[Short task] Exclude images, then output the remaining data verbatim.

[Source material]
## start
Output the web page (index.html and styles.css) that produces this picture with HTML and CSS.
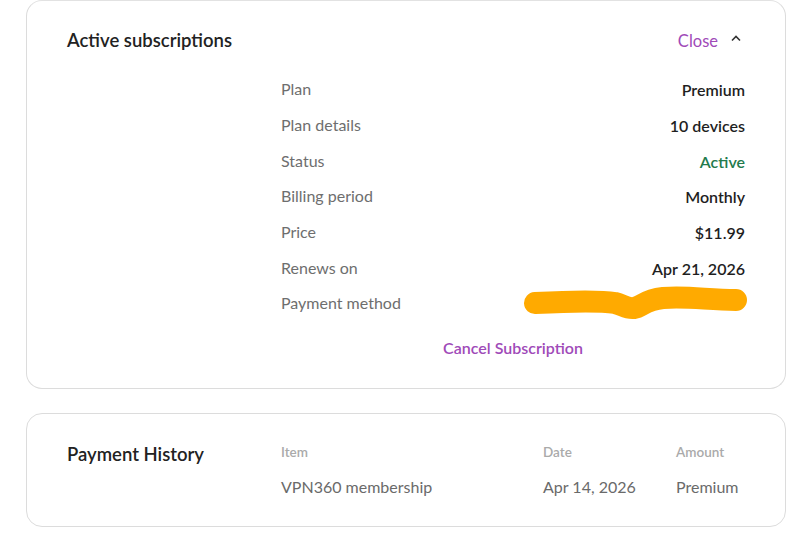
FILE: index.html
```html
<!DOCTYPE html>
<html lang="en">

<head>
    <meta charset="UTF-8">
    <meta name="viewport" content="width=device-width, initial-scale=1.0">
    <title>Subscriptions</title>
    <link rel="stylesheet" href="styles.css">
</head>

<body>
    <div class="page">
        <section class="card subscriptions">
            <div class="card-head">
                <h2>Active subscriptions</h2>
                <button class="toggle">Close
                    <svg class="caret" width="12" height="8" viewBox="0 0 12 8">
                        <path d="M2 6.5 L6 2.5 L10 6.5" fill="none" stroke="#333" stroke-width="1.6" />
                    </svg>
                </button>
            </div>
            <div class="details">
                <div class="row"><span class="label">Plan</span><span class="value">Premium</span></div>
                <div class="row"><span class="label">Plan details</span><span class="value">10 devices</span></div>
                <div class="row"><span class="label">Status</span><span class="value active">Active</span></div>
                <div class="row"><span class="label">Billing period</span><span class="value">Monthly</span></div>
                <div class="row"><span class="label">Price</span><span class="value">$11.99</span></div>
                <div class="row"><span class="label">Renews on</span><span class="value">Apr 21, 2026</span></div>
                <div class="row">
                    <span class="label">Payment method</span>
                    <span class="value">
                        <!-- card number scribbled out -->
                        <svg class="scribble" width="226" height="36" viewBox="0 0 226 36">
                            <path d="M12 17 C50 15 80 15 92 17 C100 19 104 23 111 22 C119 21 121 14 140 12 C165 10 185 14 213 14"
                                fill="none" stroke="#ffaa00" stroke-width="22" stroke-linecap="round" />
                        </svg>
                    </span>
                </div>
                <a class="cancel" href="#">Cancel Subscription</a>
            </div>
        </section>

        <section class="card history">
            <h2>Payment History</h2>
            <div class="history-table">
                <span class="th">Item</span>
                <span class="th">Date</span>
                <span class="th">Amount</span>
                <span class="td">VPN360 membership</span>
                <span class="td">Apr 14, 2026</span>
                <span class="td">Premium</span>
            </div>
        </section>
    </div>
</body>

</html>
```

FILE: styles.css
```css
body {
    margin: 0;
    font-family: Lato, "Open Sans", sans-serif;
    color: #1f1f1f;
    background: #fff;
}

.page {
    padding: 0 14px 0 26px;
}

.card {
    border: 1px solid #dcdcdc;
    border-radius: 16px;
    margin-bottom: 24px;
}

h2 {
    margin: 0;
    font-size: 18.5px;
    font-weight: 600;
    color: #222;
}

/* active subscriptions */

.subscriptions {
    padding: 22px 40px 28px 40px;
    border-top-color: #e2e2e2;
}

.card-head {
    display: flex;
    justify-content: space-between;
    align-items: center;
    height: 36px;
}

.card-head h2 {
    margin-top: -2px;
}

.toggle {
    display: flex;
    align-items: center;
    gap: 12px;
    border: none;
    background: none;
    padding: 0 3px 0 0;
    font-family: inherit;
    font-size: 16.5px;
    color: #a04ab8;
    cursor: pointer;
}

.caret {
    margin-top: -6px;
}

.details {
    margin: 13px 0 0 214px;
}

.row {
    display: flex;
    justify-content: space-between;
    align-items: center;
    height: 35.7px;
}

.label {
    font-size: 16px;
    color: #6e6e6e;
    margin-top: -2px;
}

.value {
    font-size: 16px;
    font-weight: 600;
    color: #1f1f1f;
}

.value.active {
    color: #227a4c;
}

.scribble {
    display: block;
    margin-right: -4px;
}

.cancel {
    display: block;
    margin-top: 14px;
    line-height: 24px;
    text-align: center;
    font-size: 16px;
    font-weight: 600;
    color: #a04ab8;
    text-decoration: none;
}

/* payment history */

.history {
    display: grid;
    grid-template-columns: 214px 1fr;
    padding: 26px 40px 27px 40px;
}

.history h2 {
    line-height: 24px;
    margin-top: 2px;
}

.history-table {
    display: grid;
    grid-template-columns: 262px 133px 1fr;
    row-gap: 11px;
}

.th {
    font-size: 13.5px;
    font-weight: 600;
    color: #aaa;
    line-height: 24px;
}

.td {
    font-size: 16px;
    color: #6a6a6a;
    line-height: 24px;
}
```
## end
[Expected answer]
Output the web page (index.html and styles.css) that produces this picture with HTML and CSS.
FILE: index.html
```html
<!DOCTYPE html>
<html lang="en">

<head>
    <meta charset="UTF-8">
    <meta name="viewport" content="width=device-width, initial-scale=1.0">
    <title>Subscriptions</title>
    <link rel="stylesheet" href="styles.css">
</head>

<body>
    <div class="page">
        <section class="card subscriptions">
            <div class="card-head">
                <h2>Active subscriptions</h2>
                <button class="toggle">Close
                    <svg class="caret" width="12" height="8" viewBox="0 0 12 8">
                        <path d="M2 6.5 L6 2.5 L10 6.5" fill="none" stroke="#333" stroke-width="1.6" />
                    </svg>
                </button>
            </div>
            <div class="details">
                <div class="row"><span class="label">Plan</span><span class="value">Premium</span></div>
                <div class="row"><span class="label">Plan details</span><span class="value">10 devices</span></div>
                <div class="row"><span class="label">Status</span><span class="value active">Active</span></div>
                <div class="row"><span class="label">Billing period</span><span class="value">Monthly</span></div>
                <div class="row"><span class="label">Price</span><span class="value">$11.99</span></div>
                <div class="row"><span class="label">Renews on</span><span class="value">Apr 21, 2026</span></div>
                <div class="row">
                    <span class="label">Payment method</span>
                    <span class="value">
                        <!-- card number scribbled out -->
                        <svg class="scribble" width="226" height="36" viewBox="0 0 226 36">
                            <path d="M12 17 C50 15 80 15 92 17 C100 19 104 23 111 22 C119 21 121 14 140 12 C165 10 185 14 213 14"
                                fill="none" stroke="#ffaa00" stroke-width="22" stroke-linecap="round" />
                        </svg>
                    </span>
                </div>
                <a class="cancel" href="#">Cancel Subscription</a>
            </div>
        </section>

        <section class="card history">
            <h2>Payment History</h2>
            <div class="history-table">
                <span class="th">Item</span>
                <span class="th">Date</span>
                <span class="th">Amount</span>
                <span class="td">VPN360 membership</span>
                <span class="td">Apr 14, 2026</span>
                <span class="td">Premium</span>
            </div>
        </section>
    </div>
</body>

</html>
```

FILE: styles.css
```css
body {
    margin: 0;
    font-family: Lato, "Open Sans", sans-serif;
    color: #1f1f1f;
    background: #fff;
}

.page {
    padding: 0 14px 0 26px;
}

.card {
    border: 1px solid #dcdcdc;
    border-radius: 16px;
    margin-bottom: 24px;
}

h2 {
    margin: 0;
    font-size: 18.5px;
    font-weight: 600;
    color: #222;
}

/* active subscriptions */

.subscriptions {
    padding: 22px 40px 28px 40px;
    border-top-color: #e2e2e2;
}

.card-head {
    display: flex;
    justify-content: space-between;
    align-items: center;
    height: 36px;
}

.card-head h2 {
    margin-top: -2px;
}

.toggle {
    display: flex;
    align-items: center;
    gap: 12px;
    border: none;
    background: none;
    padding: 0 3px 0 0;
    font-family: inherit;
    font-size: 16.5px;
    color: #a04ab8;
    cursor: pointer;
}

.caret {
    margin-top: -6px;
}

.details {
    margin: 13px 0 0 214px;
}

.row {
    display: flex;
    justify-content: space-between;
    align-items: center;
    height: 35.7px;
}

.label {
    font-size: 16px;
    color: #6e6e6e;
    margin-top: -2px;
}

.value {
    font-size: 16px;
    font-weight: 600;
    color: #1f1f1f;
}

.value.active {
    color: #227a4c;
}

.scribble {
    display: block;
    margin-right: -4px;
}

.cancel {
    display: block;
    margin-top: 14px;
    line-height: 24px;
    text-align: center;
    font-size: 16px;
    font-weight: 600;
    color: #a04ab8;
    text-decoration: none;
}

/* payment history */

.history {
    display: grid;
    grid-template-columns: 214px 1fr;
    padding: 26px 40px 27px 40px;
}

.history h2 {
    line-height: 24px;
    margin-top: 2px;
}

.history-table {
    display: grid;
    grid-template-columns: 262px 133px 1fr;
    row-gap: 11px;
}

.th {
    font-size: 13.5px;
    font-weight: 600;
    color: #aaa;
    line-height: 24px;
}

.td {
    font-size: 16px;
    color: #6a6a6a;
    line-height: 24px;
}
```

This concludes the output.